Falsa historia del café

Es costumbre hoy en día poner en internet el primer capítulo de los libros que uno escribe para abrirles el apetito a los posibles lectores y compradores, de preferencia lo segundo. Aprovecho que este blog ya tiene lectores en todo el mundo para ofrecer aquí las primicias de un libro que estoy planeando escribir. Es una historia del café, pero les confieso entre nous que me ha costado mucho trabajo encontrar material, así que me he visto obligado a novelar un poquito, como hacemos a veces los divulgadores (je, je). He puesto todo mi empeño en que lo inventado no se distinga de los documentado. Creo que me salió muy bien...

Breve historia del café

Cuenta la leyenda que los efectos bien conocidos del café los descubrió hace mucho tiempo un pastor etíope al ver a sus cabras comportarse de una manera insólita luego de mascar unas frutitas rojas que no figuraban en la dieta habitual de los animales. Ante los ojos del atónito pastor, las cabras se pusieron lentes, sacaron de quién sabe dónde unos libros gordísimos y se pusieron a estudiar toda la noche.

El pastor informó del suceso a unos monjes que vivían por ahí y éstos tuvieron la idea más natural: descarnar las frutas, sacarles las semillas, dejarlas secar unas semanas, tostarlas, molerlas, preparar con el polvo una infusión, servirla en tacitas de porcelana, añadir azúcar al gusto y sentarse a beberla junto a unas mesitas llenas de libros de arte.

Al cabo del tiempo el brebaje se extendió por las Arabias y se convirtió en bebida sagrada en virtud de sus cualidades estimulantes. Como no había quien se soplara una ceremonia religiosa sin empezar a cabecear, las autoridades eclesiásticas decidieron poner a la entrada de los templos una máquina expendedora de café (a dos dinares cincuenta la tacita).

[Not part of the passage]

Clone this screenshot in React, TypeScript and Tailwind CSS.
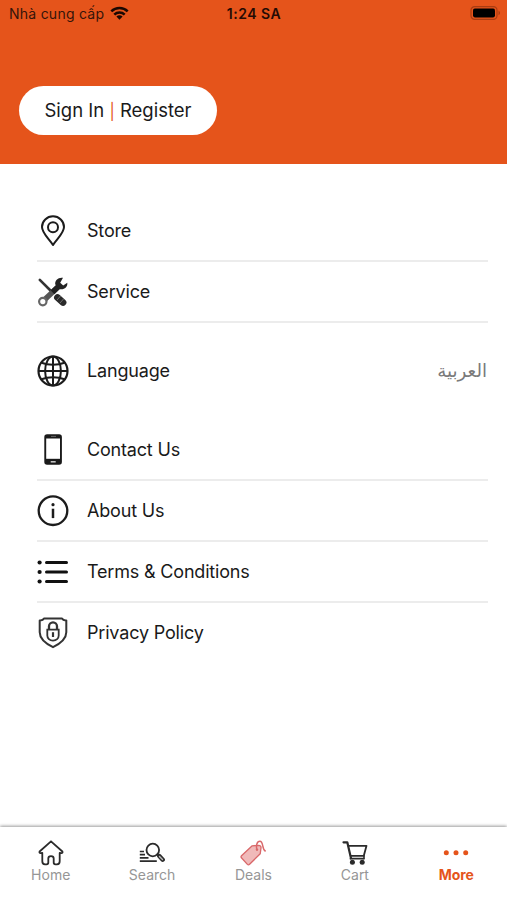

El tiro habría de salirles por la culata. Al poco rato los fieles sacaron de los templos el café --que en esas tierras se llamaba qawah-- y se lo llevaron a las calles, donde no tardaron en aparecer tenderetes muy agradables en los que se vendía café a dos dinares veinte, más barato. Estos negocios tenían nombres como Ishtar-buqs, Al-parnaso-al-qoyowahqan y Qandhi-libros-ibn-mikhelangeldeqevehdo, y allí se reunía el pueblo a discutir de política. Por el barrio se paseaban personajes pintorescos que llevaban bajo el brazo sendos ejemplares del libro subversivo Al-dinares (“Das Kapital”, en alemán), del filósofo árabe Qar-al-Markhzizmi.

Cundió el descontento. Las autoridades prohibieron la bebida otrora sagrada. Al pueblo le importó un qaqawahte. El café quedó establecido como bebida de las masas.

El café entró en Europa por la puerta de atrás, que en aquellos tiempos era la puerta de enfrente: Turquía. Se le consideró bebida de infieles, y por lo tanto nefasto, hasta que el papa lo probó. Entonces, milagrosamente, se le quitó lo nefasto (al café). Con el beneplácito de la Santa Iglesia, la infusión de capruno linaje se diseminó por occidente y los europeos empezaron a comportarse como unas cabras.

Para el siglo XVIII la bebida estaba tan arraigada en el viejo mundo, que Johann Sebastian Bach compuso sus célebres Kaffee-Kantate, una de las cuales, hoy perdida, empezaba con un coro a capella que cantaba “¡Ay, mamá Iné’! ¡ay, mamá Iné’! Todo’ lo’ negro’ tomamo’ café” con la misma línea melódica que el Kyrie de la Misa en si bemol, pero en tempo di cia-cia-cià.

Eso es todo lo que los voy a dejar leer. Si quieren saber qué pasa después, compren el libro. Espero comentarios.